Getting Started: A Blueprint for Community Leaders
If this sparks your interest, where do you even begin? The path isn’t monolithic, but a few steps make sense.
- Identify a Clear, Local Pain Point. Don’t start with “we need a DePIN.” Start with “our internet is expensive and spotty” or “we want community backup power.” Find the problem first.
- Research Existing Projects. You don’t have to build from scratch. Look for established DePIN protocols in your chosen sector (like Helium for wireless, or Power Ledger for energy) that your community can plug into.
- Build a Core Group. Find a dozen motivated locals—techies, organizers, skeptical pragmatists. Run a pilot. Test hardware. Learn together.
- Engage Local Authorities Early. Talk to city council members or local utilities. Frame it as a pilot for resilience and economic development, not a tech rebellion.
- Focus on Education, Not Speculation. Teach people about the infrastructure ownership model, not just token prices. The value is in the service, not just the digital reward.
The goal isn’t to create crypto experts. It’s to create empowered neighbors who understand they can own a piece of the systems they rely on every single day.
The Bigger Picture: Re-Weaving the Social Fabric
Ultimately, DePIN’s most profound impact might be social, not just technological. For decades, infrastructure has been something done to us, by distant entities. It’s made us passive. DePIN, at its heart, is about collective action. It requires trust, cooperation, and a shared stake in the outcome.
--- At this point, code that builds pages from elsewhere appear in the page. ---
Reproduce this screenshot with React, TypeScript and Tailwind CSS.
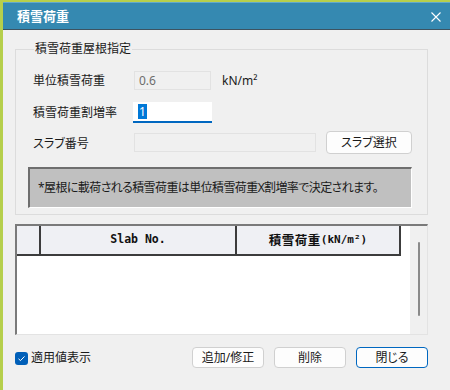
import React from "react";

const F = "font-['Noto_Sans','Noto_Sans_CJK_JP',sans-serif] [font-feature-settings:'palt']";

function Btn({ children, primary }: { children: React.ReactNode; primary?: boolean }) {
  return (
    <div
      className={`w-[72px] h-[21px] flex items-center justify-center rounded-[4px] border text-[12px] text-[#1a1a1a] ${
        primary ? "border-[#0067c0] bg-[#fdfdfd]" : "border-[#d0d0d0] bg-[#fdfdfd]"
      }`}
    >
      {children}
    </div>
  );
}

export default function App() {
  return (
    <div className={`w-[450px] h-[390px] overflow-hidden flex flex-col bg-[#b6cf4c] pt-[2px] pl-[3px] ${F}`}>
      <div className="flex-1 flex flex-col bg-[#f0f0f0]">
        {/* title bar */}
        <div className="h-[28px] shrink-0 flex items-center justify-between bg-[#3589b1] border-t border-t-[#62a9cc] border-b border-b-[#3d5361] pl-[14px] pr-[9px]">
          <span className="text-white text-[13px] font-bold leading-none">積雪荷重</span>
          <svg width="10" height="10" viewBox="0 0 10 10" className="mt-[1px]">
            <path d="M0.5 0.5 L9.5 9.5 M9.5 0.5 L0.5 9.5" stroke="#ffffff" strokeWidth="1.1" />
          </svg>
        </div>

        {/* body */}
        <div className="flex flex-col pl-[12px] pt-[11px]">
          <fieldset className="w-[413px] border border-[#dcdcdc] pl-[12px] pb-[6px]">
            <legend className="ml-[6px] px-[1px] text-[12px] leading-[16px] text-[#1a1a1a]">積雪荷重屋根指定</legend>

            <div className="flex flex-col mt-[14px]">
              <div className="flex items-center h-[19px] pl-[5px]">
                <span className="w-[101px] text-[12px] text-[#1a1a1a]">単位積雪荷重</span>
                <div className="w-[77px] h-[19px] border border-[#e2e2e2] bg-[#f0f0f0] flex items-center pl-[4px] text-[12px] text-[#6d6d6d]">
                  0.6
                </div>
                <span className="ml-[11px] text-[12px] text-[#1a1a1a]">kN/m²</span>
              </div>

              <div className="flex items-center h-[21px] mt-[12px] pl-[5px]">
                <span className="w-[100px] text-[12px] text-[#1a1a1a]">積雪荷重割増率</span>
                <div className="w-[79px] h-[21px] bg-white border-b-2 border-[#0067c0] flex items-center pl-[5px]">
                  <span className="bg-[#0078d7] text-white text-[12px] leading-[15px] px-[1px]">1</span>
                </div>
              </div>

              <div className="flex items-center h-[23px] mt-[8px] pl-[5px]">
                <span className="w-[101px] text-[12px] text-[#1a1a1a] mt-[2px]">スラブ番号</span>
                <div className="w-[182px] h-[19px] border border-[#e2e2e2] bg-[#f0f0f0]" />
                <div className="ml-[10px] w-[86px] h-[23px] flex items-center justify-center rounded-[4px] border border-[#d0d0d0] bg-[#fdfdfd] text-[12px] text-[#1a1a1a]">
                  スラブ選択
                </div>
              </div>

              <div className="mt-[13px] w-[384px] h-[41px] bg-[#c0c0c0] border-t-2 border-l-2 border-[#6e6e6e] border-r border-b border-r-white border-b-white flex items-center pl-[8px] text-[12px] tracking-[-0.6px] text-[#1a1a1a] whitespace-nowrap">
                *屋根に載荷される積雪荷重は単位積雪荷重X割増率で決定されます。
              </div>
            </div>
          </fieldset>

          {/* table */}
          <div className="mt-[9px] w-[413px] h-[111px] flex border-t-2 border-l-2 border-t-[#7a7a7a] border-l-[#7a7a7a] border-r border-b border-r-[#e3e3e3] border-b-[#e3e3e3] bg-white">
            <div className="flex-1 flex flex-col">
              <div className="flex h-[30px] w-[384px] bg-[#eff0f4]">
                <div className="w-[24px] border-r-2 border-b-2 border-[#3c3c3c]" />
                <div className="w-[196px] border-r-2 border-b-2 border-[#3c3c3c] flex items-center justify-center font-['DejaVu_Sans_Mono',monospace] font-bold text-[11.5px] text-[#111]">
                  Slab No.
                </div>
                <div className="flex-1 border-r-2 border-b-2 border-[#3c3c3c] flex items-center justify-center font-bold text-[#111]">
                  <span className="text-[12.5px] font-['Noto_Sans_CJK_JP',sans-serif] tracking-[0.5px]">積雪荷重</span>
                  <span className="text-[11px] font-['DejaVu_Sans_Mono',monospace]">(kN/m²)</span>
                </div>
              </div>
            </div>
            <div className="w-[17px] bg-[#f0f0f0] flex justify-center pt-[16px]">
              <div className="w-[2px] h-[74px] bg-[#8a8a8a] rounded-full" />
            </div>
          </div>

          {/* footer */}
          <div className="mt-[12px] w-[413px] h-[21px] flex items-center">
            <div className="w-[13px] h-[13px] rounded-[3px] bg-[#005fb8] flex items-center justify-center mt-[1px]">
              <svg width="9" height="9" viewBox="0 0 9 9">
                <path d="M1.5 4.8 L3.5 6.6 L7.5 2.4" stroke="#ffffff" strokeWidth="1" fill="none" />
              </svg>
            </div>
            <span className="ml-[3px] text-[12px] text-[#1a1a1a]">適用値表示</span>
            <div className="ml-auto flex gap-[10px]">
              <Btn>追加/修正</Btn>
              <Btn>削除</Btn>
              <Btn primary>閉じる</Btn>
            </div>
          </div>
        </div>
      </div>
    </div>
  );
}
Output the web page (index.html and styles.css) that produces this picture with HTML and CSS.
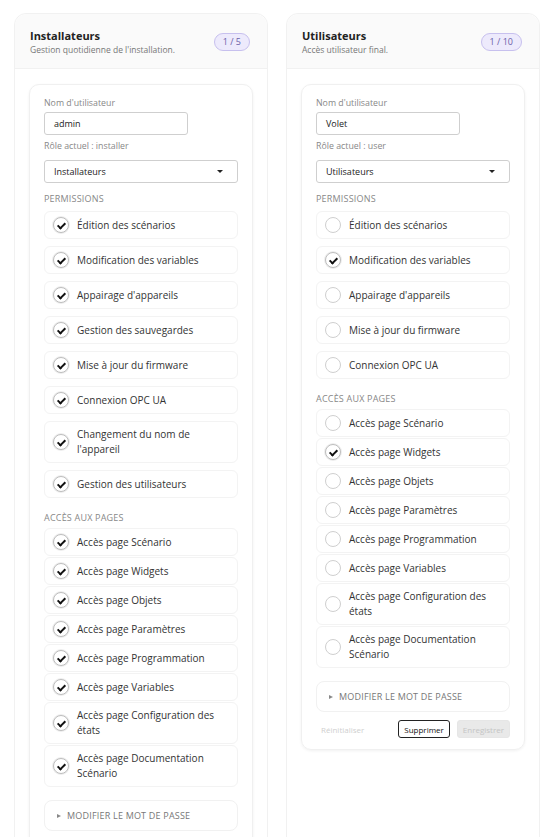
FILE: index.html
```html
<!DOCTYPE html>
<html lang="fr">
<head>
  <meta charset="UTF-8">
  <title>Comptes</title>
  <meta name="viewport" content="width=device-width, initial-scale=1">
  <link rel="stylesheet" href="styles.css">
</head>
<body>
  <div class="board">
    <section class="card">
      <header class="card-head">
        <div>
          <h3 class="card-title">Installateurs</h3>
          <p class="card-sub">Gestion quotidienne de l'installation.</p>
        </div>
        <span class="badge">1 / 5</span>
      </header>
      <div class="panel">
        <div class="field-label">Nom d'utilisateur</div>
        <div class="input">admin</div>
        <div class="role">Rôle actuel : installer</div>
        <div class="select"><span>Installateurs</span><span class="caret"></span></div>

        <div class="section">Permissions</div>
        <ul class="checks perms">
          <li class="check on"><span class="box"></span><span>Édition des scénarios</span></li>
          <li class="check on"><span class="box"></span><span>Modification des variables</span></li>
          <li class="check on"><span class="box"></span><span>Appairage d'appareils</span></li>
          <li class="check on"><span class="box"></span><span>Gestion des sauvegardes</span></li>
          <li class="check on"><span class="box"></span><span>Mise à jour du firmware</span></li>
          <li class="check on"><span class="box"></span><span>Connexion OPC UA</span></li>
          <li class="check on"><span class="box"></span><span>Changement du nom de l'appareil</span></li>
          <li class="check on"><span class="box"></span><span>Gestion des utilisateurs</span></li>
        </ul>

        <div class="section">Accès aux pages</div>
        <ul class="checks pages">
          <li class="check on"><span class="box"></span><span>Accès page Scénario</span></li>
          <li class="check on"><span class="box"></span><span>Accès page Widgets</span></li>
          <li class="check on"><span class="box"></span><span>Accès page Objets</span></li>
          <li class="check on"><span class="box"></span><span>Accès page Paramètres</span></li>
          <li class="check on"><span class="box"></span><span>Accès page Programmation</span></li>
          <li class="check on"><span class="box"></span><span>Accès page Variables</span></li>
          <li class="check on"><span class="box"></span><span>Accès page Configuration des états</span></li>
          <li class="check on"><span class="box"></span><span>Accès page Documentation Scénario</span></li>
        </ul>

        <div class="password"><span class="tri"></span>Modifier le mot de passe</div>

        <div class="actions">
          <button class="btn-link" disabled>Réinitialiser</button>
          <div class="actions-right">
            <button class="btn-outline">Supprimer</button>
            <button class="btn-fill" disabled>Enregistrer</button>
          </div>
        </div>
      </div>
    </section>

    <section class="card">
      <header class="card-head">
        <div>
          <h3 class="card-title">Utilisateurs</h3>
          <p class="card-sub">Accès utilisateur final.</p>
        </div>
        <span class="badge">1 / 10</span>
      </header>
      <div class="panel">
        <div class="field-label">Nom d'utilisateur</div>
        <div class="input">Volet</div>
        <div class="role">Rôle actuel : user</div>
        <div class="select"><span>Utilisateurs</span><span class="caret"></span></div>

        <div class="section">Permissions</div>
        <ul class="checks perms">
          <li class="check"><span class="box"></span><span>Édition des scénarios</span></li>
          <li class="check on"><span class="box"></span><span>Modification des variables</span></li>
          <li class="check"><span class="box"></span><span>Appairage d'appareils</span></li>
          <li class="check"><span class="box"></span><span>Mise à jour du firmware</span></li>
          <li class="check"><span class="box"></span><span>Connexion OPC UA</span></li>
        </ul>

        <div class="section">Accès aux pages</div>
        <ul class="checks pages">
          <li class="check"><span class="box"></span><span>Accès page Scénario</span></li>
          <li class="check on"><span class="box"></span><span>Accès page Widgets</span></li>
          <li class="check"><span class="box"></span><span>Accès page Objets</span></li>
          <li class="check"><span class="box"></span><span>Accès page Paramètres</span></li>
          <li class="check"><span class="box"></span><span>Accès page Programmation</span></li>
          <li class="check"><span class="box"></span><span>Accès page Variables</span></li>
          <li class="check"><span class="box"></span><span>Accès page Configuration des états</span></li>
          <li class="check"><span class="box"></span><span>Accès page Documentation Scénario</span></li>
        </ul>

        <div class="password"><span class="tri"></span>Modifier le mot de passe</div>

        <div class="actions">
          <button class="btn-link" disabled>Réinitialiser</button>
          <div class="actions-right">
            <button class="btn-outline">Supprimer</button>
            <button class="btn-fill" disabled>Enregistrer</button>
          </div>
        </div>
      </div>
    </section>
  </div>
</body>
</html>
```

FILE: styles.css
```css
* { box-sizing: border-box; }
body {
  margin: 0;
  background: #fff;
  font-family: "Open Sans", "Noto Sans", sans-serif;
  color: #333;
}
.board {
  display: grid;
  grid-template-columns: 254px 254px;
  gap: 18px;
  padding: 13px 20px 0 14px;
  align-items: stretch;
}
.card {
  border: 1px solid #f1f1f1;
  border-radius: 12px;
  background: #fff;
  min-height: 840px;
}
.card-head {
  display: flex;
  justify-content: space-between;
  align-items: center;
  padding: 13px 17px 12px 15px;
  background: #fafafa;
  border-bottom: 1px solid #f1f1f1;
  border-radius: 12px 12px 0 0;
}
.card-title {
  margin: 0;
  font-size: 11px;
  line-height: 17px;
  font-weight: 700;
  color: #222;
}
.card-sub {
  margin: 0;
  font-size: 8.5px;
  line-height: 12px;
  color: #777;
}
.badge {
  font-size: 9px;
  line-height: 16px;
  padding: 0 8px;
  border: 1px solid #c7c0ee;
  background: #edeafc;
  color: #6a5fa8;
  border-radius: 9px;
}
.panel {
  margin: 15px 14px 0 14px;
  border: 1px solid #f0f0f0;
  border-radius: 10px;
  padding: 12px 14px 11px;
  box-shadow: 0 1px 3px rgba(0, 0, 0, 0.06);
}
.field-label,
.role {
  font-size: 8.8px;
  line-height: 12px;
  color: #888;
}
.input {
  width: 144px;
  height: 23px;
  margin-top: 3px;
  padding: 0 9px;
  border: 1px solid #cfcfcf;
  border-radius: 3px;
  font-size: 9px;
  line-height: 21px;
  color: #222;
}
.role {
  margin-top: 5px;
}
.select {
  display: flex;
  justify-content: space-between;
  align-items: center;
  height: 23px;
  margin-top: 8px;
  padding: 0 14px 0 9px;
  border: 1px solid #cfcfcf;
  border-radius: 3px;
  font-size: 9px;
  color: #222;
}
.caret {
  width: 0;
  height: 0;
  border-left: 3px solid transparent;
  border-right: 3px solid transparent;
  border-top: 3.5px solid #222;
}
.section {
  margin-top: 10px;
  font-size: 9px;
  line-height: 12px;
  letter-spacing: 0.2px;
  text-transform: uppercase;
  color: #888;
}
.checks {
  list-style: none;
  margin: 6px 0 0;
  padding: 0;
  display: flex;
  flex-direction: column;
}
.perms { gap: 7px; }
.pages { gap: 1px; margin-top: 4px; }
.pages + .password { margin-top: 13px; }
.perms + .section { margin-top: 14px; }
.check {
  display: flex;
  align-items: center;
  gap: 8px;
  padding: 5px 8px;
  border: 1px solid #f3f3f3;
  border-radius: 6px;
  font-size: 10px;
  line-height: 15px;
  color: #333;
}
.box {
  position: relative;
  flex: none;
  width: 16px;
  height: 16px;
  border: 1px solid #cfcfcf;
  border-radius: 50%;
  background: #fff;
}
.check.on .box {
  border-color: #bdbdbd;
  box-shadow: 0 0 0 1px #eee;
}
.check.on .box::after {
  content: "";
  position: absolute;
  left: 5px;
  top: 2.5px;
  width: 3px;
  height: 6px;
  border: solid #111;
  border-width: 0 2px 2px 0;
  transform: rotate(45deg);
}
.password {
  display: flex;
  align-items: center;
  gap: 6px;
  height: 31px;
  padding: 0 12px;
  border: 1px solid #f1f1f1;
  border-radius: 8px;
  font-size: 9px;
  text-transform: uppercase;
  letter-spacing: 0.2px;
  color: #777;
}
.tri {
  width: 0;
  height: 0;
  border-top: 2.5px solid transparent;
  border-bottom: 2.5px solid transparent;
  border-left: 4px solid #888;
}
.actions {
  display: flex;
  justify-content: space-between;
  align-items: center;
  margin-top: 8px;
}
.actions-right {
  display: flex;
  gap: 7px;
}
.actions button {
  font-family: inherit;
  font-size: 8px;
  height: 18px;
  padding: 0 5px;
  border-radius: 3px;
}
.btn-link {
  border: none;
  background: none;
  color: #cfcfcf;
  padding-left: 6px;
}
.btn-outline {
  border: 1px solid #222;
  background: #fff;
  color: #111;
}
.btn-fill {
  border: 1px solid #e6e6e6;
  background: #e9e9e9;
  color: #c4c4c4;
}
```
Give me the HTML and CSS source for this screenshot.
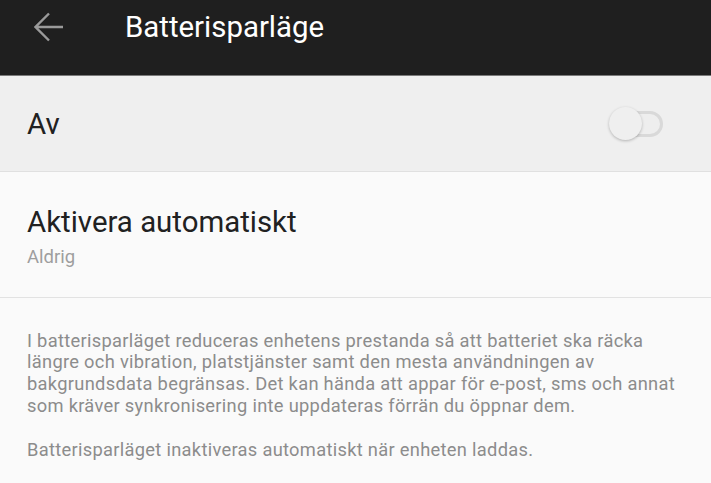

In that way, building a DePIN is more than installing hardware. It’s an act of rebuilding local agency. It’s neighbors talking to neighbors about something concrete. It’s deciding, together, how your street gets connected, powered, and monitored. The technology facilitates it, but the real engine is the age-old human instinct to collaborate for the common good.
The future of our towns might not be handed down from a centralized authority. It might just be built, node by node, block by block, from the ground up. And that’s a future worth building together.